Algeria has suffered chronic voter apathy for the last two decades, and the FLN faces an uphill struggle reaching its goal of 45 percent participation in Thursday’s vote.

Achieving this seems unlikely, according to political observers who predict that the turnout will be even lower than in 2007, when 64 percent of the electorate stayed away from the polls.

In the streets of the capital, Algiers, the apathy is tangible. It is a story that dominates newspaper headlines, and locals talk quite willingly about their intention to stay away from the polls.

People seem far more interested in the French presidential election that saw outgoing French President Nicolas Sarkozy defeated by François Hollande on May 6.

Faical, a 26-year-old business school graduate, told FRANCE 24 he would not vote.

“Absolutely nothing is going to change,” he said while sipping tea and smoking a cigarette. “Some people will vote because they could face being sacked if they don’t, but being unemployed I have no such problems.”

“Let’s talk about François Hollande instead,” added the young man whose ambition is to immigrate to Canada.

Faical is not alone in feeling that his government is stale, corrupt and incapable of tackling the country’s soaring unemployment, officially at 10 percent, but in reality twice that amount. Algerians don’t see how the election is going to change anything, despite the promises made by the government that the vote would be transparent.

Islamists on a roll

Algeria’s seven Islamist parties are more confident and hope to ride the wave of success for the Muslim Brotherhood in Morocco, Tunisia and Egypt in the last 12 months.

“Islamist voters will participate,” said Kamel Mida, spokesman for the Movement of Society for Peace (MSP), the Algerian branch of the Muslim Brotherhood.

“Throughout this campaign they have been mobilised.
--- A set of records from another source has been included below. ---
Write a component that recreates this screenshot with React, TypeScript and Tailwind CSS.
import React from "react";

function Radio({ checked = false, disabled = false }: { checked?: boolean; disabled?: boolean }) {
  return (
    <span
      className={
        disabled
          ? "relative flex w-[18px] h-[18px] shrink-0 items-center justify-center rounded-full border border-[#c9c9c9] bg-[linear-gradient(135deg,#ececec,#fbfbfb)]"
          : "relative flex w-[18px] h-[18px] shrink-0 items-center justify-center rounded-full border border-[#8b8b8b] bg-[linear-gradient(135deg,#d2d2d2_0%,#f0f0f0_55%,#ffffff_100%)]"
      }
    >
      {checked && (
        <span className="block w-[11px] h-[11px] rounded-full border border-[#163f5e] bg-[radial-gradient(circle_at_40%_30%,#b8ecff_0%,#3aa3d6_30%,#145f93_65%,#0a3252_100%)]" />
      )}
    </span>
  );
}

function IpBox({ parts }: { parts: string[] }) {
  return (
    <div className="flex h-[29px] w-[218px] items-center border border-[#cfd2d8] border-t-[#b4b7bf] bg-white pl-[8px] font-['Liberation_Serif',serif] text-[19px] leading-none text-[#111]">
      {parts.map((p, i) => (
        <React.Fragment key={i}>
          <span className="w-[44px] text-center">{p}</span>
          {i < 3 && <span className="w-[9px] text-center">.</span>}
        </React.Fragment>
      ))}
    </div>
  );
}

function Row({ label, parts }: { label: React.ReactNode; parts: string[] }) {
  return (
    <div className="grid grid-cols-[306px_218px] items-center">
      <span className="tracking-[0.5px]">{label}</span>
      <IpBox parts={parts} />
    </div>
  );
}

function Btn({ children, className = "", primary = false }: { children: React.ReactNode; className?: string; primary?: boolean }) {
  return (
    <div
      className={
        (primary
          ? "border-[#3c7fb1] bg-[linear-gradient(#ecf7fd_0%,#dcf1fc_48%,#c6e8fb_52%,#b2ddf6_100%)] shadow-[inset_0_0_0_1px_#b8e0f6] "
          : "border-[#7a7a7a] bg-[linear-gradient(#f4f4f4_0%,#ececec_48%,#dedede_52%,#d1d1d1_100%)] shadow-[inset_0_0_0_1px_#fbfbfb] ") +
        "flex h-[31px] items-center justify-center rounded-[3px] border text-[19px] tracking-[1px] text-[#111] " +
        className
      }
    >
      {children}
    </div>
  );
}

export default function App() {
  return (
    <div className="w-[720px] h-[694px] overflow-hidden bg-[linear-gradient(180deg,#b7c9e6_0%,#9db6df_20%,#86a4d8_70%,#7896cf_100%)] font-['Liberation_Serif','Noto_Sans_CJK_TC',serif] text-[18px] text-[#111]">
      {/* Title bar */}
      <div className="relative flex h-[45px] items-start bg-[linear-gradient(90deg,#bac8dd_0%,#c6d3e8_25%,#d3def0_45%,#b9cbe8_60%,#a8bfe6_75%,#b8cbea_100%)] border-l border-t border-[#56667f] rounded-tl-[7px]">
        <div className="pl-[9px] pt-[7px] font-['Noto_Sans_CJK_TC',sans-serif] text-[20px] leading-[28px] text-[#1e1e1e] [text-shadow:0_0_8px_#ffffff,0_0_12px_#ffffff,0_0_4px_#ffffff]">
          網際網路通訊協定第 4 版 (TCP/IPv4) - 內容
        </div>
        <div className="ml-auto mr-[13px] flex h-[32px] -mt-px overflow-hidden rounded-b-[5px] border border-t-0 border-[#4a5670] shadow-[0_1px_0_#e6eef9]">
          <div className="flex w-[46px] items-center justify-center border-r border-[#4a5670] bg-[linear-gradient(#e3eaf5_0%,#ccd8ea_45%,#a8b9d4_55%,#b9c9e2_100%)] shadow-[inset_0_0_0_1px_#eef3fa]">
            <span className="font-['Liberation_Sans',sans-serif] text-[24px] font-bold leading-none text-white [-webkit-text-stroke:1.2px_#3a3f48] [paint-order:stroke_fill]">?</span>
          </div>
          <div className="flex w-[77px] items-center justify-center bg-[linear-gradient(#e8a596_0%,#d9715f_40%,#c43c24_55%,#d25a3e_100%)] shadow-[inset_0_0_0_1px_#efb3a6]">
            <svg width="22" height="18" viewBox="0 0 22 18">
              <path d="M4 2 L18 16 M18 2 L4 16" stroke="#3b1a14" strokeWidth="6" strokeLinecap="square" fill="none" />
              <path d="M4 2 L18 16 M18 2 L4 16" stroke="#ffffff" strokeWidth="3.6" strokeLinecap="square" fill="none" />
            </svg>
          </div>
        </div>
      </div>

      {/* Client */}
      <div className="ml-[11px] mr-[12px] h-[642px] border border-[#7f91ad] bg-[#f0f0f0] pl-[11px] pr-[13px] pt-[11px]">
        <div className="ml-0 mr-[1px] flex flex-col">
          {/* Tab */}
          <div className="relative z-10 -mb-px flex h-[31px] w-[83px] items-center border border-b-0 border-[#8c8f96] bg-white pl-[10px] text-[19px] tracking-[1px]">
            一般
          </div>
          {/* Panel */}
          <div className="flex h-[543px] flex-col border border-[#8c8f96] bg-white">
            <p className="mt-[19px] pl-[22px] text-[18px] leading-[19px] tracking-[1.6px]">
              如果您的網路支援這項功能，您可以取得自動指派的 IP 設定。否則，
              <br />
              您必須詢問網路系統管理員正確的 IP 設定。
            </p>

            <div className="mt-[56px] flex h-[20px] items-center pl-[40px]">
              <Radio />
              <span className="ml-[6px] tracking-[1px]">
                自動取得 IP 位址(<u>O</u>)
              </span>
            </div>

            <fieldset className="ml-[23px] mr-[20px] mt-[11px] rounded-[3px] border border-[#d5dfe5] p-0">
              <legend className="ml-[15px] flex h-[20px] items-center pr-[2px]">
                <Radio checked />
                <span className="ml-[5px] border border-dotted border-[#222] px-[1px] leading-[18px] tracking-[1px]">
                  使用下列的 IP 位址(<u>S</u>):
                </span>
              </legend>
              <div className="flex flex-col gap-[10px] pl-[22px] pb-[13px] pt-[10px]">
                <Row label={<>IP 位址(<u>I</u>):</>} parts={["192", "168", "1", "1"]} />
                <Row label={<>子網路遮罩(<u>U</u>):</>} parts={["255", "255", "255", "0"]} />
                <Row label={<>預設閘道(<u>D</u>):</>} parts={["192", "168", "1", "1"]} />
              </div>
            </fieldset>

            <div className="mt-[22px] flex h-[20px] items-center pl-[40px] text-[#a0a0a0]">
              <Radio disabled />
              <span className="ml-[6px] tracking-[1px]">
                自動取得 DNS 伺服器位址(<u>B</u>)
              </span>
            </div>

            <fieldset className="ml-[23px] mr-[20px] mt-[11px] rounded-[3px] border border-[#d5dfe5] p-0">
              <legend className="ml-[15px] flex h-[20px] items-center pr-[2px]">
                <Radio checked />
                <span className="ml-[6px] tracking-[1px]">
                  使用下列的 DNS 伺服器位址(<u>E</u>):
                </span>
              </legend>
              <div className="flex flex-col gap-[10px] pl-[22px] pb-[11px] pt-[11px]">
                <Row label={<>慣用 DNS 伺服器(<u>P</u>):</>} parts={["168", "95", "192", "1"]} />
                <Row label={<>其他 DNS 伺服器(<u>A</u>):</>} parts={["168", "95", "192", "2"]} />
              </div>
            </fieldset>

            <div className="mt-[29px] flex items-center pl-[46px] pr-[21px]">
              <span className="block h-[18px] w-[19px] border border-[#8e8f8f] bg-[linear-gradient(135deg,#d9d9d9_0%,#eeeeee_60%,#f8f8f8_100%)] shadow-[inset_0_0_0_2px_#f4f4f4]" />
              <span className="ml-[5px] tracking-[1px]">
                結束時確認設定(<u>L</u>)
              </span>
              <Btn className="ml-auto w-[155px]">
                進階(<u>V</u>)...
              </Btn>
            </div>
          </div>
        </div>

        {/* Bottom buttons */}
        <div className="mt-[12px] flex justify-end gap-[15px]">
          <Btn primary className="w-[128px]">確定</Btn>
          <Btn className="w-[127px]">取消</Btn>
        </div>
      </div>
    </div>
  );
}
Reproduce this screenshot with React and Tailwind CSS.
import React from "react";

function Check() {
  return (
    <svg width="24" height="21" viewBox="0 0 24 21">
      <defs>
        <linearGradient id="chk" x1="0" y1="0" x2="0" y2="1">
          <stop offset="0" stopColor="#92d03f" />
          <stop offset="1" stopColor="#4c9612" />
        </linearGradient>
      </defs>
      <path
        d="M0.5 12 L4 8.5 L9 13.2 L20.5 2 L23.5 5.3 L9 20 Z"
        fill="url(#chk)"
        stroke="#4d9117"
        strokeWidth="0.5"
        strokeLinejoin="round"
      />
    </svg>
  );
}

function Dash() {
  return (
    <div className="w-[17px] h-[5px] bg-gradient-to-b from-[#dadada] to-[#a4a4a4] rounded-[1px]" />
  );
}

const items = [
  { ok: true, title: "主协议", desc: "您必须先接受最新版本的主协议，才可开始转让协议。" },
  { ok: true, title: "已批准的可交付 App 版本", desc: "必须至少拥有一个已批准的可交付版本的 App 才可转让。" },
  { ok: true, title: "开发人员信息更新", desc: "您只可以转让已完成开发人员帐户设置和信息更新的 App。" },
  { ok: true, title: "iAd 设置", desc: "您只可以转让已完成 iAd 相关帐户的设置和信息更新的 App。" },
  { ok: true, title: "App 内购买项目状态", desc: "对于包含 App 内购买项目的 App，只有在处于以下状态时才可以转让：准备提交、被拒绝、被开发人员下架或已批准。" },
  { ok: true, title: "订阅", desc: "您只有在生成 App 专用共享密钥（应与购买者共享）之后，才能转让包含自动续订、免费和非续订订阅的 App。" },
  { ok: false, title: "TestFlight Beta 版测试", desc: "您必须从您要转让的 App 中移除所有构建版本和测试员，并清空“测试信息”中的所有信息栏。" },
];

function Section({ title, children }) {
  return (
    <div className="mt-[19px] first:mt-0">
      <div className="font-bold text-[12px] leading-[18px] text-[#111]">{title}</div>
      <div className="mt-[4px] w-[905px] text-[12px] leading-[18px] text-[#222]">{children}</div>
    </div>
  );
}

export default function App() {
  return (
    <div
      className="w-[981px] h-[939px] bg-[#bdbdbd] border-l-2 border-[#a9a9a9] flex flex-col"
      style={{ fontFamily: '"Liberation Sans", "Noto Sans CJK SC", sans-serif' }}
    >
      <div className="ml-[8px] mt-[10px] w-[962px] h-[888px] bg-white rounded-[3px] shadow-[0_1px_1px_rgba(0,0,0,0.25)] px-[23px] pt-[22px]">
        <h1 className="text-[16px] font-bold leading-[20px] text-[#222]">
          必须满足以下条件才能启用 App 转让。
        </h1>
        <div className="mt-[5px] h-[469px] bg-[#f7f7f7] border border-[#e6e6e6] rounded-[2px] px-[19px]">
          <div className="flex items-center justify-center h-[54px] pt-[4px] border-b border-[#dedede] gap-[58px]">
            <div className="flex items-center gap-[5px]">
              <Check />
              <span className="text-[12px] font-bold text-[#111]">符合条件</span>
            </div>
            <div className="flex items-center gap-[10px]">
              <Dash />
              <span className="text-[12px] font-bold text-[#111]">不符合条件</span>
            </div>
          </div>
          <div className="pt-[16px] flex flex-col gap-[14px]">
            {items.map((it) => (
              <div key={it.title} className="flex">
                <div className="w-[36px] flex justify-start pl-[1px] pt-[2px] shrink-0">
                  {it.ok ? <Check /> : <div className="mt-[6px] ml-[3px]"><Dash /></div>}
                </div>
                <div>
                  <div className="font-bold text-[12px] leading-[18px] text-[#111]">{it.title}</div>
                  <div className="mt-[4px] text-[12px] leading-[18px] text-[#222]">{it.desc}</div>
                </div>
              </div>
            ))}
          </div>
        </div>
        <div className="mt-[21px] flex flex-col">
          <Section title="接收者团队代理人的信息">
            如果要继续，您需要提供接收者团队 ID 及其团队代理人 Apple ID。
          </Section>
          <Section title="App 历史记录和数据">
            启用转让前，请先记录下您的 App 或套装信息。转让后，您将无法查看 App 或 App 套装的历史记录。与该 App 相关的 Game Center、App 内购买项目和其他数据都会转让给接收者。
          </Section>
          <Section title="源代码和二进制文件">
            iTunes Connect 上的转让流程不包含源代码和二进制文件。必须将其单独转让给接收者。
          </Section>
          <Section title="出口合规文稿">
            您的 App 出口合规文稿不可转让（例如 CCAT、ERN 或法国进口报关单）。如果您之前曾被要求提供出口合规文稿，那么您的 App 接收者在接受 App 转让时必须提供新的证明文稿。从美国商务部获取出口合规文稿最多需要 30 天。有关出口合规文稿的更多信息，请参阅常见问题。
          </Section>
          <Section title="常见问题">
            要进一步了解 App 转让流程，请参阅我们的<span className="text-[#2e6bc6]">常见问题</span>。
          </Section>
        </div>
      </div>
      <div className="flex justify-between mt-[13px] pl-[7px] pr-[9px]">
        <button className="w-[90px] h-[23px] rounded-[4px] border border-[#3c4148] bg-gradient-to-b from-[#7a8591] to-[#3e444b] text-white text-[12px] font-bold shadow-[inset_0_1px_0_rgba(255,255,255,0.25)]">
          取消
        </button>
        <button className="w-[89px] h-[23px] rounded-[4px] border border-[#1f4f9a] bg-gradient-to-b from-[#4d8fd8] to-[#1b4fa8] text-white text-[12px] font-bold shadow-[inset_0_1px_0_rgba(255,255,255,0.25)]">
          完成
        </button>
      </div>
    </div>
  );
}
Our opponents have struggled to fill their meetings and they will suffer from the defection of their voters when the results come through.”

The MSP and two other Islamist groups make up Algeria’s “Green Alliance” (green being the colour of Islam). According to Mida, they are expecting to get 120 seats in the country’s 462-seat national assembly.

Not everyone shares the Islamists’ confidence.

“Algeria lived just such a scenario in 1991 and history will not repeat itself,” said the country’s former Prime Minister Abdelaziz Belkhadem, referring to the 1991 election that was cancelled after the first round of voting due to fears of Islamist domination in parliament.

The cancellation was the catalyst of the country’s civil war that cost an estimated 200,000 lives.

Rachid Grim, an Algerian political scientist and writer, told FRANCE 24 that there was little chance that any success of Islamist parties in Thursday’s vote would be a cause for concern.

“The opening of the political system in Algeria has profoundly split the Islamist bloc,” he said. “And the system of proportional representation here makes it highly unlikely that any one party will achieve an outright majority.”

Grim predicted that the FLN and RND (National Rally for Democracy) ruling coalition would continue.

“And in any case the MSP has already been in power. Even though it split from the ruling coalition last year, it still has four ministers in government.”